I own all seven seasons of West Wing, and I watch them frequently. I've gone straight through the series about five times, and I've watched specific episodes far more than that. This year, I started in August with the first episode, and finished the last season earlier this week. As relevant as ever, especially with the real-life election that West Wing completely foreshadowed, but now I stop to question why the series meant indeed so much to me.
I think back to the excitement I always felt before watching an episode. I'd rush back from class, or lunch, or a meeting, and have just enough time to watch one before heading off again. I quite literally put off papers that were due the next day to watch West Wing. But it was more than just a funny or a dramatic show, this year in particular. It was a show about hope. A show demonstrating that in this America, which we all love so dearly, the kind of government that we could only dream of is possible. A show proving that despite the inherent beaurocracy and dehumanization of "The Government," real people are placed all throughout it, making it run, and trying their very best to make our country better.

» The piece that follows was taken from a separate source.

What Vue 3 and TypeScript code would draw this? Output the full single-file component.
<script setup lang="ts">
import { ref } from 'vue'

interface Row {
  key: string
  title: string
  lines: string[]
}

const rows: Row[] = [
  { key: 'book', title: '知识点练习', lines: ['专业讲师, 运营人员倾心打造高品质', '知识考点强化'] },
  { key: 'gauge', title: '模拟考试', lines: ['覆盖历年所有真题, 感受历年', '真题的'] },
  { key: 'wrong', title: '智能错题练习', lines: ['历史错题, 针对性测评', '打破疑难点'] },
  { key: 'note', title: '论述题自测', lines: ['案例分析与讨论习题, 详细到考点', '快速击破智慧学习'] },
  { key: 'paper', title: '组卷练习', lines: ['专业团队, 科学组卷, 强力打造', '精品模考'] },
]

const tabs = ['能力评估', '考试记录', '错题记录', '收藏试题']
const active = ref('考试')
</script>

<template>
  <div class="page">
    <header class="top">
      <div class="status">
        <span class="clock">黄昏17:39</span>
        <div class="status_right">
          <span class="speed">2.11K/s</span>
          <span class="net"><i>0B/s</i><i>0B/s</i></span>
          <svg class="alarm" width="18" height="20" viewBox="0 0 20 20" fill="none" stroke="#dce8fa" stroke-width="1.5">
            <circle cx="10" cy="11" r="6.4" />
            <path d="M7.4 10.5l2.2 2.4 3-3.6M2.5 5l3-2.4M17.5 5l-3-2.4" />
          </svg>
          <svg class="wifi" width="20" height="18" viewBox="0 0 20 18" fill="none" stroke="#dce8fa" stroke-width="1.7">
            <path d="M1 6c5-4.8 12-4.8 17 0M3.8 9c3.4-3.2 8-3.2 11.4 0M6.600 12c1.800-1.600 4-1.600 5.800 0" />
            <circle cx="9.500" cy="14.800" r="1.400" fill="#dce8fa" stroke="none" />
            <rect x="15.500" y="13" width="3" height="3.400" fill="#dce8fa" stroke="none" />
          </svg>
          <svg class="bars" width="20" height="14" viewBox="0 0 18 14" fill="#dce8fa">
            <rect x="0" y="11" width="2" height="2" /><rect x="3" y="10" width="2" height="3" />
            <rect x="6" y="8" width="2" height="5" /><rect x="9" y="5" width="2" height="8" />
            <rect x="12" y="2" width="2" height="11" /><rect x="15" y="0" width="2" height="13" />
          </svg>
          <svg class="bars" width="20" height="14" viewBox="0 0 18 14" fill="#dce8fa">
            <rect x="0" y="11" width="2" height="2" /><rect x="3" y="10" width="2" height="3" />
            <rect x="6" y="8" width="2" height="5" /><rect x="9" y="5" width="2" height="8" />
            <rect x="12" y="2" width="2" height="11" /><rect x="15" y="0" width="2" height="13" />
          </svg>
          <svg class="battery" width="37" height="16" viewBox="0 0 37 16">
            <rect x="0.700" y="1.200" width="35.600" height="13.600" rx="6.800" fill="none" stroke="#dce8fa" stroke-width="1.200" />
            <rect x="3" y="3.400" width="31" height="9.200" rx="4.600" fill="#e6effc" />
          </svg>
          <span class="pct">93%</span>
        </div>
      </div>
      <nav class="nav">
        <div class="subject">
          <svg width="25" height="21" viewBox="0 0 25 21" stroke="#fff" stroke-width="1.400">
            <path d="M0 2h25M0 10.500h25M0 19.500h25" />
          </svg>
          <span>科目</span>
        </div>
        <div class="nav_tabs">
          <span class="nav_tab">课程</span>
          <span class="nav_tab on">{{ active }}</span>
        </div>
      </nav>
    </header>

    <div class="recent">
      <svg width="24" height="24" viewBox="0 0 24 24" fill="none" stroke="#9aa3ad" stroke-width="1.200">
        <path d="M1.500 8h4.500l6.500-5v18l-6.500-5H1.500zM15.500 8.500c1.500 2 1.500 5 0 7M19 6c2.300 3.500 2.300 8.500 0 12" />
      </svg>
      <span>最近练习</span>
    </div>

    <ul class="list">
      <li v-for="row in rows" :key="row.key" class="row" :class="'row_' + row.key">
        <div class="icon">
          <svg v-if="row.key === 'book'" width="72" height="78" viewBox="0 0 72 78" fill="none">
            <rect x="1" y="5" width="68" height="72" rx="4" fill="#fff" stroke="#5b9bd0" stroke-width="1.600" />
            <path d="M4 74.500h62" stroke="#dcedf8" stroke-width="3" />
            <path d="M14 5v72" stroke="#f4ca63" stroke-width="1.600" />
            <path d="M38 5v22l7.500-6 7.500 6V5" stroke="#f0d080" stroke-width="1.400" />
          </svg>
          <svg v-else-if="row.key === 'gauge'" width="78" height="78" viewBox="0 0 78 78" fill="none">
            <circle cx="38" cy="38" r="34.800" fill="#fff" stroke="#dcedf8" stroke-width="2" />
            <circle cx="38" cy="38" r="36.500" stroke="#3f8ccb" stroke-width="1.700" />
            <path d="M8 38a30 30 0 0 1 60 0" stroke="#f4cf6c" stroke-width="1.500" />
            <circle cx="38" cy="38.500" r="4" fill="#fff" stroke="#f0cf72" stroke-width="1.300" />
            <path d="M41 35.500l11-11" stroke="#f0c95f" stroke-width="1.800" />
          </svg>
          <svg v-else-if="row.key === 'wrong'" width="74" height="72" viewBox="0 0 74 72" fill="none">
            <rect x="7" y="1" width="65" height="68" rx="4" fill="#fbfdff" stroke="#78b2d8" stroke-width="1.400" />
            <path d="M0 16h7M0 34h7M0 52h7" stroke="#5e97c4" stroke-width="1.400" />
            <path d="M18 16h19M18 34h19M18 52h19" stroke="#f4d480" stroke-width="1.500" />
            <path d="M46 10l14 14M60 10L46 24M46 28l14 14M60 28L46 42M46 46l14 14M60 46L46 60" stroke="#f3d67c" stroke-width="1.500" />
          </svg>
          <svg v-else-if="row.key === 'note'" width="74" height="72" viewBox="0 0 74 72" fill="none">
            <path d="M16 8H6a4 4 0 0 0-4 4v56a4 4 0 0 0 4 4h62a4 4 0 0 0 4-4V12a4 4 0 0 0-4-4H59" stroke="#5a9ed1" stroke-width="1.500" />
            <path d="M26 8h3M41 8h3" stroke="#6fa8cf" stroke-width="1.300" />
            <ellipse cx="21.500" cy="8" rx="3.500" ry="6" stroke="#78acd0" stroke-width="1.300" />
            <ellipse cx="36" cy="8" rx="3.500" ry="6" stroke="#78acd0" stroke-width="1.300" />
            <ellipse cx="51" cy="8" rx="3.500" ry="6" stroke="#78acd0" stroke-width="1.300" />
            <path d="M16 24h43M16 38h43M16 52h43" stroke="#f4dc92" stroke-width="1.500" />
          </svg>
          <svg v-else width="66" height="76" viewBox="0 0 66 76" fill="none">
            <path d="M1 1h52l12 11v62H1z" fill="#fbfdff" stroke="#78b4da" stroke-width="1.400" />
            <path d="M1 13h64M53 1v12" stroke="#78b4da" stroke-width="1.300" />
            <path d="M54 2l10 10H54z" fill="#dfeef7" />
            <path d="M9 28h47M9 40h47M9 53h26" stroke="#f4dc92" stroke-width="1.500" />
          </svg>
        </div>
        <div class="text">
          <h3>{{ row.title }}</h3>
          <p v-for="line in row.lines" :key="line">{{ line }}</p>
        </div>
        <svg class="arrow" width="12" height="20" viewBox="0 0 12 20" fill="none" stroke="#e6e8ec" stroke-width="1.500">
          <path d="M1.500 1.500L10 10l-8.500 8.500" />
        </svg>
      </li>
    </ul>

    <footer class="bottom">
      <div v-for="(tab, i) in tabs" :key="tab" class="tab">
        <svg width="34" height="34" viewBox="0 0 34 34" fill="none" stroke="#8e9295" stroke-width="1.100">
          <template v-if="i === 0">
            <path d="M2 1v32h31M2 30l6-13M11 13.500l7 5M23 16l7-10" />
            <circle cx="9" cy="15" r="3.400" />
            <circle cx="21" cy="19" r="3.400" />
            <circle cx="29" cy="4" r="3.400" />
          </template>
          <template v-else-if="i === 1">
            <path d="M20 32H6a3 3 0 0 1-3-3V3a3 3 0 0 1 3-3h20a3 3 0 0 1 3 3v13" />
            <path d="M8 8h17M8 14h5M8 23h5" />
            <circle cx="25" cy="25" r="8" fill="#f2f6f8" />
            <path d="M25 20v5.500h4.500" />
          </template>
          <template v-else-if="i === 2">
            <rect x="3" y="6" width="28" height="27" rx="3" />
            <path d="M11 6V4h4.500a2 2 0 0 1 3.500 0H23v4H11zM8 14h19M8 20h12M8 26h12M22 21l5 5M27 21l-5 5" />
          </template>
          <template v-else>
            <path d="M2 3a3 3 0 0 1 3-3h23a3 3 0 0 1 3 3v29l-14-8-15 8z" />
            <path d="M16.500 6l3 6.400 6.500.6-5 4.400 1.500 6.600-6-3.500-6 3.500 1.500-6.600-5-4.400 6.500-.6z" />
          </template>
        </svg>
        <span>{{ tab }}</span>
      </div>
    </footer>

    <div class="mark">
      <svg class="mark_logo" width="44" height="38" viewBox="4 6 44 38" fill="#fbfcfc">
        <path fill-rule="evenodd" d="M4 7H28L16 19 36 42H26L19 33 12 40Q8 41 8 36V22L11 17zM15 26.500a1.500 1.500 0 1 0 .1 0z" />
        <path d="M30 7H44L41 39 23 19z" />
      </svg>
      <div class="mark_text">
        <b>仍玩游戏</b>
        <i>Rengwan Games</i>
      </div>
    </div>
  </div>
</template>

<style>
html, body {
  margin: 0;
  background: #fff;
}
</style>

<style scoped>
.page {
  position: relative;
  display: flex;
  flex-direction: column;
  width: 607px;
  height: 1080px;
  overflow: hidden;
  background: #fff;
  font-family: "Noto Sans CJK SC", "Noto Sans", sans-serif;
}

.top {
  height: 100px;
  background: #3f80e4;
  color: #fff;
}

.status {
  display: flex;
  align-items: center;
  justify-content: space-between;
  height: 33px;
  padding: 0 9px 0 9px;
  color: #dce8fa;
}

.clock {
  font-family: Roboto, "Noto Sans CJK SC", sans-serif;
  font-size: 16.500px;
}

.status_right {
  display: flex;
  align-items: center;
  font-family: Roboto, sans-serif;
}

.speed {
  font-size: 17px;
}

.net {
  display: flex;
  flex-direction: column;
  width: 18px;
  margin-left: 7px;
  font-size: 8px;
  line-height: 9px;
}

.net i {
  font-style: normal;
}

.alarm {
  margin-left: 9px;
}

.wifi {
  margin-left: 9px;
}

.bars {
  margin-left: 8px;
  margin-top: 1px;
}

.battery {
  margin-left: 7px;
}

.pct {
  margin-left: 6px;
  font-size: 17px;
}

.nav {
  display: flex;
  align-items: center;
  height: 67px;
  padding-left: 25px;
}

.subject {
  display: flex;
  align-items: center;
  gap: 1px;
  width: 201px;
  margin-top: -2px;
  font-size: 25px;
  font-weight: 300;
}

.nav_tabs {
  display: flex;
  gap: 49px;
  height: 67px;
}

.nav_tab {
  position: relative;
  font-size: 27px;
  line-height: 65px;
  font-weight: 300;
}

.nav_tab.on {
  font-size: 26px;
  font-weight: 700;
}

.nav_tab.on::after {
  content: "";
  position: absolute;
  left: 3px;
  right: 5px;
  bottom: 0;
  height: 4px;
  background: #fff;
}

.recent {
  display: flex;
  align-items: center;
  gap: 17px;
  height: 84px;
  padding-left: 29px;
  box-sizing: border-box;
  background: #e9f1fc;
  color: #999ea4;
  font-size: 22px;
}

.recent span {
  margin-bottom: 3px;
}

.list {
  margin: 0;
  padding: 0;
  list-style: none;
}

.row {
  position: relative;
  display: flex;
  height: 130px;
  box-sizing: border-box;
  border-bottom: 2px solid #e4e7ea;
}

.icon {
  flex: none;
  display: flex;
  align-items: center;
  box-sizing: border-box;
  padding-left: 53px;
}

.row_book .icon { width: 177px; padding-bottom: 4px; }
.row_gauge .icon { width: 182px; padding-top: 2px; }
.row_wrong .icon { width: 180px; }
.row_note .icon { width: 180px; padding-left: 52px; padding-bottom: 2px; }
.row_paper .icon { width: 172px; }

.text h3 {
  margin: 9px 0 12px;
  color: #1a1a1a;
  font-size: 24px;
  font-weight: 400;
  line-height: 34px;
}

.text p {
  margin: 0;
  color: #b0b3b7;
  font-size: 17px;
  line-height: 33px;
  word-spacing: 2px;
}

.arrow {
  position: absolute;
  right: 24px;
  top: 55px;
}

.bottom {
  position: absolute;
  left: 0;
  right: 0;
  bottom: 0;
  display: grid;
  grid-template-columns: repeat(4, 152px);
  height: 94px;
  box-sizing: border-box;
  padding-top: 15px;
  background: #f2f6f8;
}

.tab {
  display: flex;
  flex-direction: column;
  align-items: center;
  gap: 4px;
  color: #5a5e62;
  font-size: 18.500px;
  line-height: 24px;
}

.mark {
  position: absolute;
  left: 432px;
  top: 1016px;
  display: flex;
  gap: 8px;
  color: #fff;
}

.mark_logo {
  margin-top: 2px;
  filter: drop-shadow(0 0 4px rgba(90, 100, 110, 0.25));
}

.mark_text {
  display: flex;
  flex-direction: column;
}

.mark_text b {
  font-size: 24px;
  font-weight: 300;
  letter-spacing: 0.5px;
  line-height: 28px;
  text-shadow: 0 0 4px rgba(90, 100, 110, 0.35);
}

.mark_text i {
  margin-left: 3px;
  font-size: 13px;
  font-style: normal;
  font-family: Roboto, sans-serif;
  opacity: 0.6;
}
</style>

And maybe that's why I no longer feel that addiction. The day after our election, I watched the West Wing election in Season 7, in which Congressman Santos beat Senator Vinick. Santos was modeled after Pres.-Elect Obama, and Vinick after Sen. McCain. The episode following, the West Wing timeline sailed past the real-life timeline, as Pres.-Elect Santos worked on his transition, deciding whom to appoint and whom to hire. In real life, Pres-Elect Obama hired Rahm Emanuel (on whom Josh Lyman was based) to be his chief of staff. On West Wing, Pres.-Elect Santos appointed his formal rival, Sen. Vinick, to be his Secretary of State.
And so the hope has been fulfilled. After eight years of ever-darkening nighttime, daybreak has dawned on America. And with a Democratic House and Senate, combined with a Democratic president, perhaps Pres.-Elect Obama will be able to accomplish the tasks that Presidents Bartlet and Clinton never could.